The first prototype was essentially a live parser of the SEC database. It could pull filings and display financial data, but with serious limitations: only the most recent filing, limited year coverage, and poor handling of the thousands of different XBRL tags companies use to report the same line items. Rough, but it proved the concept.

Matheo Menges
February 2025

Company Profile & Ratios

The Profile frame was the first real feature. Company overview, sector classification, key officers, and a summary of the business. Alongside it, we built the Ratios frame, calculating profitability, liquidity, and leverage metrics from the raw filing data.

Honestly, at this point the app was still mostly a wrapper around API calls. But this was also about learning, getting deeper into Python, understanding how to structure a real application, and figuring out how to turn raw data into something usable. Every piece built here laid groundwork for what came later.

Matheo Menges
January 2025

Building the Foundation

Everything starts somewhere.

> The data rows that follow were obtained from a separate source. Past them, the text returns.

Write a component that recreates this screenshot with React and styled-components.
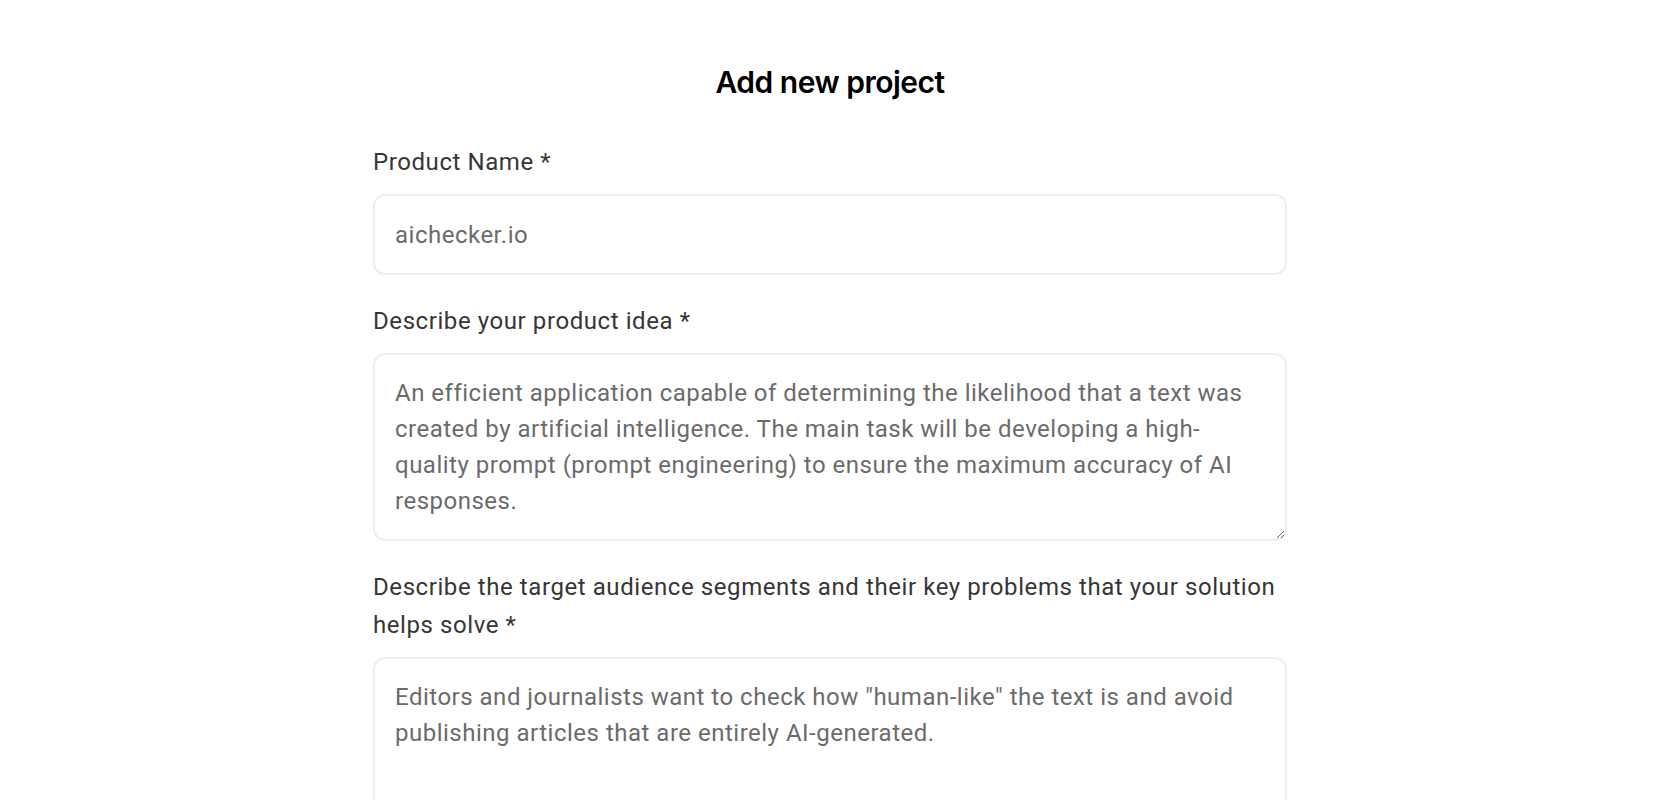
import React from "react";
import styled, { createGlobalStyle } from "styled-components";

const GlobalStyle = createGlobalStyle`
  html, body {
    margin: 0;
    padding: 0;
    background: #ffffff;
  }
  body {
    font-family: Roboto, "Liberation Sans", sans-serif;
  }
  * { box-sizing: border-box; }
`;

const Page = styled.main`
  display: flex;
  flex-direction: column;
  align-items: center;
  padding-top: 62px;
`;

const Title = styled.h1`
  margin: 0 0 41px;
  font-family: Inter, Roboto, sans-serif;
  font-size: 30px;
  line-height: 40px;
  font-weight: 600;
  color: #000;
  letter-spacing: -0.5px;
`;

const Form = styled.form`
  width: 914px;
  display: flex;
  flex-direction: column;
  gap: 27px;
`;

const Field = styled.div`
  display: flex;
  flex-direction: column;
  gap: 13px;
`;

const Label = styled.label`
  font-family: Roboto, sans-serif;
  font-size: 24px;
  line-height: 38px;
  letter-spacing: 0.58px;
  color: #363636;
`;

const fieldStyles = `
  width: 100%;
  border: 2px solid #eeeeee;
  border-radius: 12px;
  padding: 20px;
  font-family: Roboto, sans-serif;
  font-size: 24px;
  line-height: 36px;
  letter-spacing: 0.5px;
  color: #6b6b6b;
  background: #fff;
  outline: none;
`;

const Input = styled.input`
  ${fieldStyles}
  height: 81px;
`;

const TextArea = styled.textarea`
  ${fieldStyles}
  display: block;
  height: ${(p) => p.$h}px;
  resize: vertical;
`;

export default function App() {
  return (
    <>
      <GlobalStyle />
      <Page>
        <Title>Add new project</Title>
        <Form onSubmit={(e) => e.preventDefault()}>
          <Field>
            <Label htmlFor="name">Product Name *</Label>
            <Input id="name" defaultValue="aichecker.io" />
          </Field>
          <Field>
            <Label htmlFor="idea">Describe your product idea *</Label>
            <TextArea
              id="idea"
              $h={188}
              defaultValue="An efficient application capable of determining the likelihood that a text was created by artificial intelligence. The main task will be developing a high-quality prompt (prompt engineering) to ensure the maximum accuracy of AI responses."
            />
          </Field>
          <Field>
            <Label htmlFor="aud">
              Describe the target audience segments and their key problems that your solution helps solve *
            </Label>
            <TextArea
              id="aud"
              $h={188}
              defaultValue={'Editors and journalists want to check how "human-like" the text is and avoid publishing articles that are entirely AI-generated.'}
            />
          </Field>
        </Form>
      </Page>
    </>
  );
}
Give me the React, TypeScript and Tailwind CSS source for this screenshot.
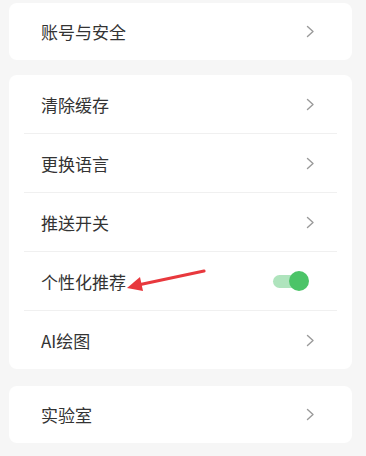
const font = { fontFamily: '"Noto Sans CJK SC", "Noto Sans", sans-serif' };

function Chevron() {
  return (
    <svg width="9" height="13" viewBox="0 0 9 13" fill="none" className="shrink-0">
      <path d="M1.5 1.5 L7 6.5 L1.5 11.5" stroke="#9a9a9a" strokeWidth="1.4" strokeLinecap="round" strokeLinejoin="round" />
    </svg>
  );
}

function Toggle() {
  return (
    <div className="relative w-[36px] h-[20px] flex items-center shrink-0">
      <div className="w-[34px] h-[13px] rounded-full bg-[#afe4bd]" />
      <div className="absolute right-0 top-0 w-[20px] h-[20px] rounded-full bg-[#4cc468]" />
    </div>
  );
}

function Row({ label, toggle, arrow }: { label: string; toggle?: boolean; arrow?: boolean }) {
  return (
    <div className="relative h-[58px] flex items-center justify-between pl-[32px] pr-[37px]">
      <span className="text-[17px] text-[#333333] leading-none">{label}</span>
      {toggle ? (
        <div className="mr-[6px]">
          <Toggle />
        </div>
      ) : (
        <Chevron />
      )}
      {arrow && (
        <svg className="absolute left-[115px] top-[16px]" width="84" height="24" viewBox="0 0 84 24">
          <line x1="80" y1="3" x2="14" y2="17" stroke="#e8383d" strokeWidth="3.2" strokeLinecap="round" />
          <path d="M3 20 L16 9 L19 23 Z" fill="#e8383d" />
        </svg>
      )}
    </div>
  );
}

function Divider() {
  return <div className="mx-[15px] h-px bg-[#f0f0f0]" />;
}

export default function App() {
  return (
    <div className="h-[456px] w-[366px] bg-[#f6f6f6] pl-[9px] pr-[14px] pt-[3px] overflow-hidden" style={font}>
      <div className="bg-white rounded-[8px]">
        <div className="h-[57px] flex items-center justify-between pl-[32px] pr-[37px]">
          <span className="text-[17px] text-[#333333] leading-none">账号与安全</span>
          <Chevron />
        </div>
      </div>
      <div className="bg-white rounded-[8px] mt-[15px]">
        <Row label="清除缓存" />
        <Divider />
        <Row label="更换语言" />
        <Divider />
        <Row label="推送开关" />
        <Divider />
        <Row label="个性化推荐" toggle arrow />
        <Divider />
        <Row label="AI绘图" />
      </div>
      <div className="bg-white rounded-[8px] mt-[17px]">
        <div className="h-[57px] flex items-center justify-between pl-[32px] pr-[37px]">
          <span className="text-[17px] text-[#333333] leading-none">实验室</span>
          <Chevron />
        </div>
      </div>
    </div>
  );
}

In January we laid down the core architecture: the navigation system, the dashboard structure, the frame management that lets you switch between different views without losing state.

The goal from day one was to build a professional research tool I could actually use myself, powered by the best data sources available. That meant getting the fundamentals right before adding any features. Window management, data flow, caching strategy: all the invisible stuff that makes or breaks the user experience.